Seeking damages as well as injunctive relief nullifying the foreclosure, barring the pending eviction, and allowing him to modify or reinstate the mortgage, Borrower filed suit claiming that Servicer and others were negligent in failing to provide him with a reinstatement amount and in mishandling his loan modification application. Borrower further claimed that Servicer engaged in negligent misrepresentation in connection with the second letter. Borrower also asserted a contract claim -- but later abandoned it -- based on Servicer's alleged failure to delay the foreclosure while reviewing his application for a loan modification.
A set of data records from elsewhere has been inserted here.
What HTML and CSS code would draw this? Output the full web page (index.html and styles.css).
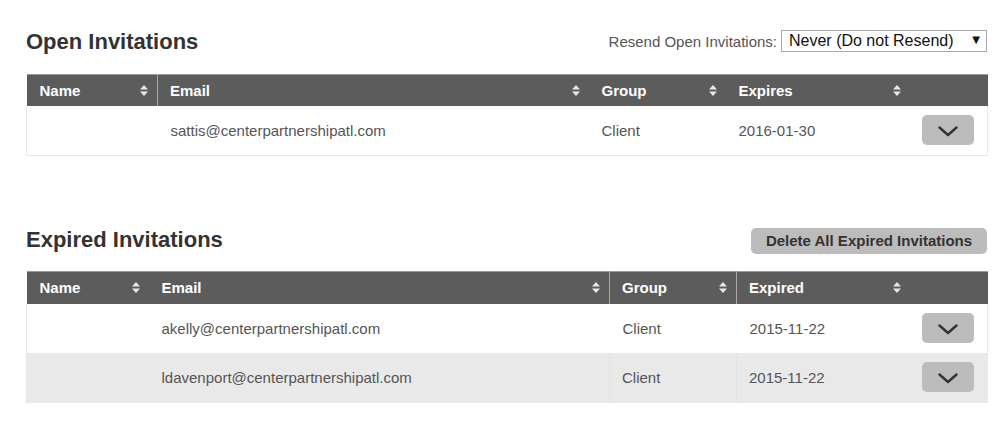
FILE: index.html
```html
<!DOCTYPE html>
<html>
<head>
<meta charset="utf-8">
<link rel="stylesheet" href="styles.css">
</head>
<body>
<div class="page">
  <div class="section-head first">
    <h2 class="title">Open Invitations</h2>
    <div class="resend">
      <label class="resend-label">Resend Open Invitations:</label>
      <span class="select-wrap">
        <select class="select"><option>Never (Do not Resend)</option></select>
        <span class="select-arrow">&#9660;</span>
      </span>
    </div>
  </div>
  <table class="grid open">
    <colgroup><col class="c1"><col class="c2"><col class="c3"><col class="c4"><col class="c5"></colgroup>
    <thead>
      <tr>
        <th><span class="th-in">Name<svg class="sort" viewBox="0 0 8 11"><path d="M4 0 L8 4.5 H0 Z M4 11 L8 6.5 H0 Z" fill="#e8e8e8"/></svg></span></th>
        <th class="sep"><span class="th-in">Email<svg class="sort" viewBox="0 0 8 11"><path d="M4 0 L8 4.5 H0 Z M4 11 L8 6.5 H0 Z" fill="#e8e8e8"/></svg></span></th>
        <th><span class="th-in">Group<svg class="sort" viewBox="0 0 8 11"><path d="M4 0 L8 4.5 H0 Z M4 11 L8 6.5 H0 Z" fill="#e8e8e8"/></svg></span></th>
        <th><span class="th-in">Expires<svg class="sort" viewBox="0 0 8 11"><path d="M4 0 L8 4.5 H0 Z M4 11 L8 6.5 H0 Z" fill="#e8e8e8"/></svg></span></th>
        <th></th>
      </tr>
    </thead>
    <tbody>
      <tr>
        <td></td>
        <td>sattis@centerpartnershipatl.com</td>
        <td>Client</td>
        <td>2016-01-30</td>
        <td class="act"><button class="expand"><svg viewBox="0 0 20 11" class="chev"><path d="M1.5 1.5 L10 9 L18.5 1.5" fill="none" stroke="#333" stroke-width="2.4" stroke-linecap="round" stroke-linejoin="round"/></svg></button></td>
      </tr>
    </tbody>
  </table>

  <div class="section-head second">
    <h2 class="title">Expired Invitations</h2>
    <button class="delete-btn">Delete All Expired Invitations</button>
  </div>
  <table class="grid expired">
    <colgroup><col class="d1"><col class="d2"><col class="d3"><col class="d4"><col class="d5"></colgroup>
    <thead>
      <tr>
        <th><span class="th-in">Name<svg class="sort" viewBox="0 0 8 11"><path d="M4 0 L8 4.5 H0 Z M4 11 L8 6.5 H0 Z" fill="#e8e8e8"/></svg></span></th>
        <th><span class="th-in">Email<svg class="sort" viewBox="0 0 8 11"><path d="M4 0 L8 4.5 H0 Z M4 11 L8 6.5 H0 Z" fill="#e8e8e8"/></svg></span></th>
        <th class="sep"><span class="th-in">Group<svg class="sort" viewBox="0 0 8 11"><path d="M4 0 L8 4.5 H0 Z M4 11 L8 6.5 H0 Z" fill="#e8e8e8"/></svg></span></th>
        <th class="sep"><span class="th-in">Expired<svg class="sort" viewBox="0 0 8 11"><path d="M4 0 L8 4.5 H0 Z M4 11 L8 6.5 H0 Z" fill="#e8e8e8"/></svg></span></th>
        <th></th>
      </tr>
    </thead>
    <tbody>
      <tr>
        <td></td>
        <td>akelly@centerpartnershipatl.com</td>
        <td>Client</td>
        <td>2015-11-22</td>
        <td class="act"><button class="expand"><svg viewBox="0 0 20 11" class="chev"><path d="M1.5 1.5 L10 9 L18.5 1.5" fill="none" stroke="#333" stroke-width="2.4" stroke-linecap="round" stroke-linejoin="round"/></svg></button></td>
      </tr>
      <tr class="alt">
        <td></td>
        <td>ldavenport@centerpartnershipatl.com</td>
        <td class="sep-light">Client</td>
        <td class="sep-light">2015-11-22</td>
        <td class="act"><button class="expand"><svg viewBox="0 0 20 11" class="chev"><path d="M1.5 1.5 L10 9 L18.5 1.5" fill="none" stroke="#333" stroke-width="2.4" stroke-linecap="round" stroke-linejoin="round"/></svg></button></td>
      </tr>
    </tbody>
  </table>
</div>
</body>
</html>
```

FILE: styles.css
```css
* { box-sizing: border-box; }
html, body {
  margin: 0;
  padding: 0;
  background: #fff;
}
body {
  font-family: "Liberation Sans", Arial, Helvetica, sans-serif;
  color: #555;
  font-size: 15px;
}
.page {
  width: 961px;
  margin-left: 26px;
  padding-top: 30px;
}
.section-head {
  display: flex;
  justify-content: space-between;
  align-items: center;
}
.section-head.first {
  height: 22px;
  margin-bottom: 22px;
}
.section-head.second {
  height: 26px;
  margin-top: 71px;
  margin-bottom: 18px;
}
.title {
  margin: 0;
  font-family: "Liberation Sans", Arial, Helvetica, sans-serif;
  font-size: 22px;
  font-weight: bold;
  color: #333;
  line-height: 22px;
}
.section-head.first .title { padding-top: 2px; }
.resend {
  display: flex;
  align-items: center;
  gap: 4px;
}
.resend-label {
  font-size: 15px;
  color: #555;
}
.select-wrap {
  position: relative;
  display: inline-block;
}
.select {
  -webkit-appearance: none;
  appearance: none;
  width: 206px;
  height: 22px;
  border: 1px solid #a9a9a9;
  border-radius: 0;
  background: #fff;
  font-family: "Liberation Sans", Arial, Helvetica, sans-serif;
  font-size: 16px;
  color: #111;
  padding: 0 0 0 7px;
  line-height: 20px;
  margin: 0;
}
.select-arrow {
  position: absolute;
  right: 7px;
  top: 5px;
  font-family: "DejaVu Sans", sans-serif;
  font-size: 10px;
  color: #111;
  line-height: 10px;
  pointer-events: none;
}
.delete-btn {
  height: 26px;
  width: 236px;
  border: none;
  border-radius: 5px;
  background: #bcbcbc;
  color: #333;
  font-family: "Liberation Sans", Arial, Helvetica, sans-serif;
  font-weight: bold;
  font-size: 15px;
  padding: 0;
  margin-top: 1px;
}
.grid {
  width: 961px;
  border-collapse: collapse;
  table-layout: fixed;
}
.c1 { width: 131px; }
.c2 { width: 431px; }
.c3 { width: 137px; }
.c4 { width: 184px; }
.c5 { width: 78px; }
.d1 { width: 122px; }
.d2 { width: 461px; }
.d3 { width: 127px; }
.d4 { width: 173px; }
.d5 { width: 78px; }
.grid thead tr {
  background: #5c5c5c;
  border-top: 1px solid #9a9a9a;
}
.grid th {
  height: 31px;
  padding: 0 9px 0 13px;
  text-align: left;
  color: #fff;
  font-weight: bold;
  font-size: 15px;
}
.grid th.sep { border-left: 1px solid #a8a8a8; padding-left: 12px; }
.expired th { height: 32px; }
.th-in {
  display: flex;
  justify-content: space-between;
  align-items: center;
}
.sort {
  width: 8px;
  height: 11px;
  display: block;
}
.grid tbody {
  border-left: 1px solid #e8e8e8;
  border-right: 1px solid #e8e8e8;
  border-bottom: 1px solid #e8e8e8;
}
.grid td {
  height: 50px;
  padding: 0 9px 0 13px;
  color: #555;
  font-size: 15px;
}
.expired tbody tr:first-child td { height: 49px; }
.grid tr.alt td { background: #e9e9e9; }
.grid td.sep-light { border-left: 1px solid #e3e3e3; padding-left: 12px; }
.grid td.act {
  padding: 0 13px 0 0;
  text-align: right;
}
.expand {
  width: 52px;
  height: 30px;
  border: none;
  border-radius: 5px;
  background: #bcbcbc;
  padding: 0;
  display: inline-flex;
  align-items: center;
  justify-content: center;
  vertical-align: middle;
}
.chev {
  width: 20px;
  height: 11px;
  display: block;
  margin-top: 2px;
}
```
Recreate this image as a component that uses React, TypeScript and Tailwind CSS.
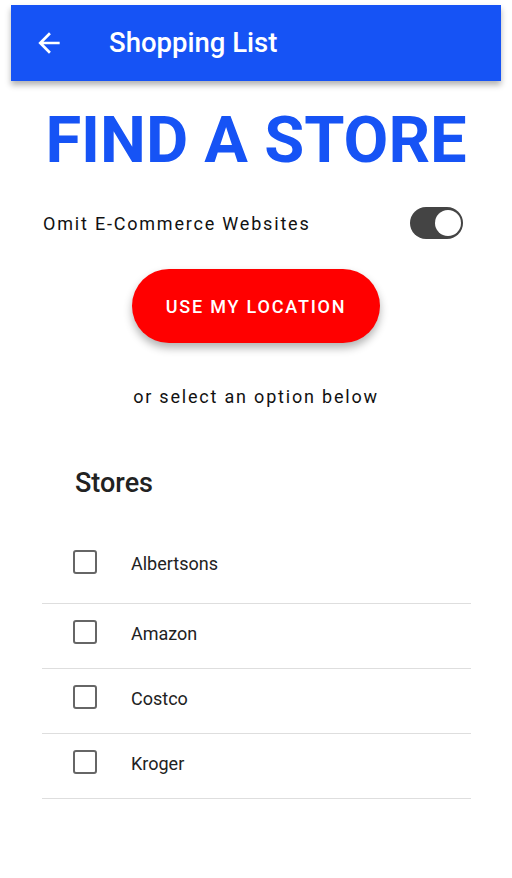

Removing to federal court, the defendants moved to dismiss, arguing that Borrower's tort claims were barred by the economic loss doctrine and that they had breached no duties to Borrower. The lower court granted the motions to dismiss. Borrower appealed.
The First Circuit affirmed, concluding that no exceptions to the economic loss doctrine applied to salvage Borrower's tort claims.
Explaining that the economic loss doctrine prohibits tort recovery for purely economic or commercial losses deriving from a contractual agreement, the Court of Appeals went on to observe that in the absence of a specific duty assumed by a contracting party, no general duty exists to avoid negligently causing economic loss.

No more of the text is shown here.